Мы завтракали вместе кофе макиато и пончиками, за которыми пришлось постоять в очереди, чтобы купить их в 5.30 на Спринг-стрит. Сидели за столиком в углу, где сходились два окна – с видом на юг, на гавань, и на запад, на тот берег реки. Я вдруг понял, что счастлив: я нашел женщину, которая дарила мне радость – или она позволила мне ее найти. И это, видимо, означало, что я никогда не посмею рассказать ей о ребенке, и это, в свою очередь, означало, что Василиса Голден имеет надо мной власть, из‑под которой мне, похоже, не уйти. Разумеется, открыв свою тайну, Василиса погубила бы не только мой единственный шанс на хорошую жизнь, но и свои бы собственные планы подорвала, но кто знает, вдруг она уже так уверена в себе, что ее ничего не страшит. Справилась же она с той драмой – когда попалась на флирте с тренершей Машей. А Нерон с каждым днем дряхлел и все больше страшился остаться в одиночестве, умереть в одиночестве… Я гнал от себя такие мысли, понимая, что близок к паранойе. Никому Василиса ничего не скажет. И пока что, уплетая пончики и просматривая в воскресной “Таймс” кинорецензии, я был всем доволен, был счастлив, предоставив Сучитре думать вслух, как она порой делала в редкие моменты затишья посреди своей круговерти. Из таких воскресных мозговых штурмов, когда ее разум свободно играл, перебрасывая вольные ассоциации от темы к теме, порой возникали и проекты, которыми Сучитра занималась уже всерьез.
– Это правда? – спросил я. – Про Достоевского?
Ей только это и требовалось. Она серьезно закивала, помахала мне пончиком, одновременно дожевывая тот кусок, который уже был во рту, проглотила и пустилась:
– Правда – концепция ХХ века. Сейчас вопрос в том, сумею ли я убедить тебя, добьюсь ли, чтобы это повторили столько раз, чтобы стало не хуже правды. Вопрос в том, могу ли я лгать лучше, чем истина. Знаешь, как сказал Авраам Линкольн? “В интернете полным-полно вымышленных цитат”. Может быть, про документальные фильмы пора забыть. Пора смешивать жанры, стать немного жанрово-квиром. Может быть, теперь основная форма искусства – псевдодокументальная, мокьюментари. Полагаю, в этом виноват Орсон Уэллс.
– “В эфире «Театр Меркурия»”, – подхватил я. – “Война миров”. Это случилось так давно – в те времена, когда люди еще верили в правду.
– Наивные, – сказала она. – Поверили Орсону.

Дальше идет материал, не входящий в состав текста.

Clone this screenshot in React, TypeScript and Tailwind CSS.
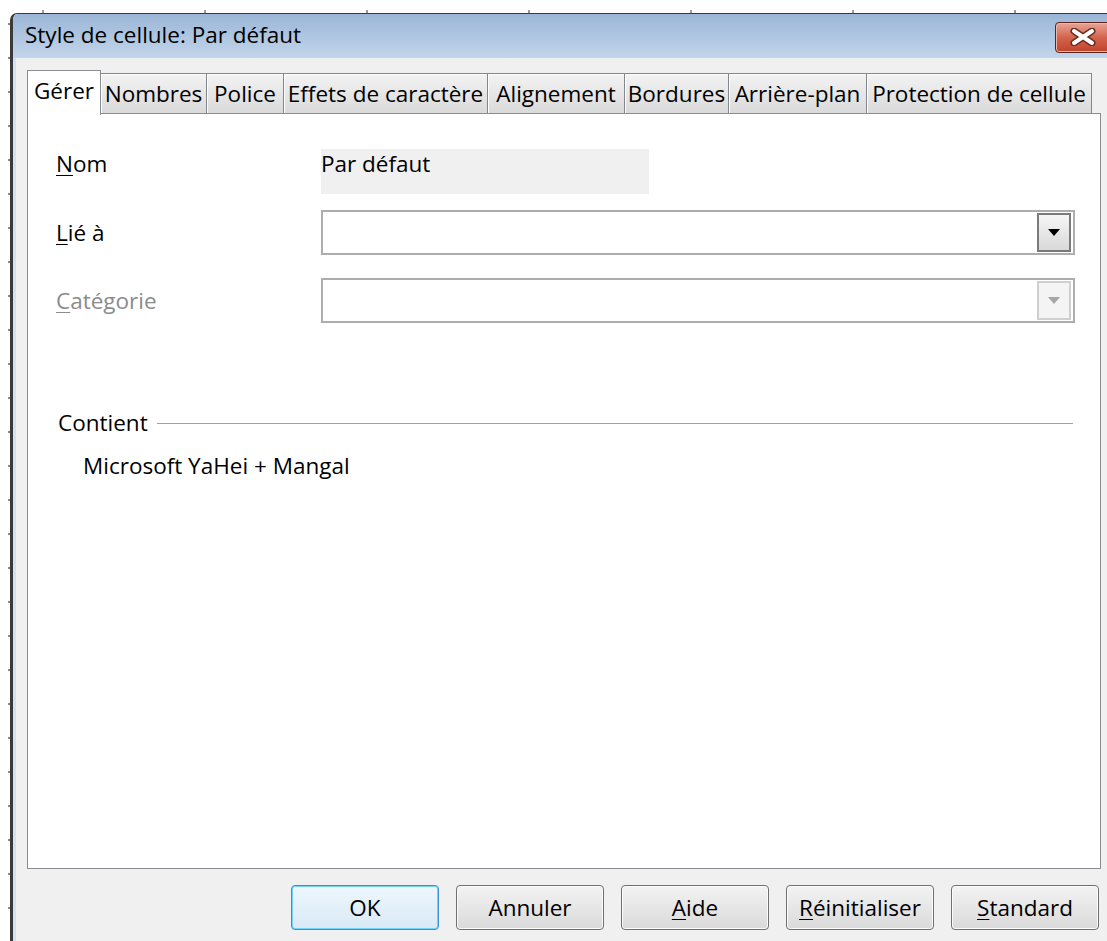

У всего есть начало.
– А теперь примерно 72 процента республиканцев верят, что президент исповедует ислам.
– И если мертвая горилла из зоопарка Цинциннати будет выдвигаться в президенты, ей гарантированы по меньшей мере десять процентов голосов.
– Сейчас столько австралийцев указывает в переписи свою религию как “джедай”, что ее признали официально.
– Сейчас единственный, кому ты не веришь, – специалист, который как раз мог бы что‑то знать. Ему верить не полагается, потому что он принадлежит к элите, а элита антинародна, только и думает, как бы нанести народу ущерб. Кто знает истину, тот элита. Если ты скажешь, что видел в арбузе лик Божий, тебе поверят больше, чем если ты скажешь, что обнаружил недостающее звено, потому что ученые – элита. Реалити-шоу – фейк, зато не элитарно, можно купиться на него. А вот новости – для элиты.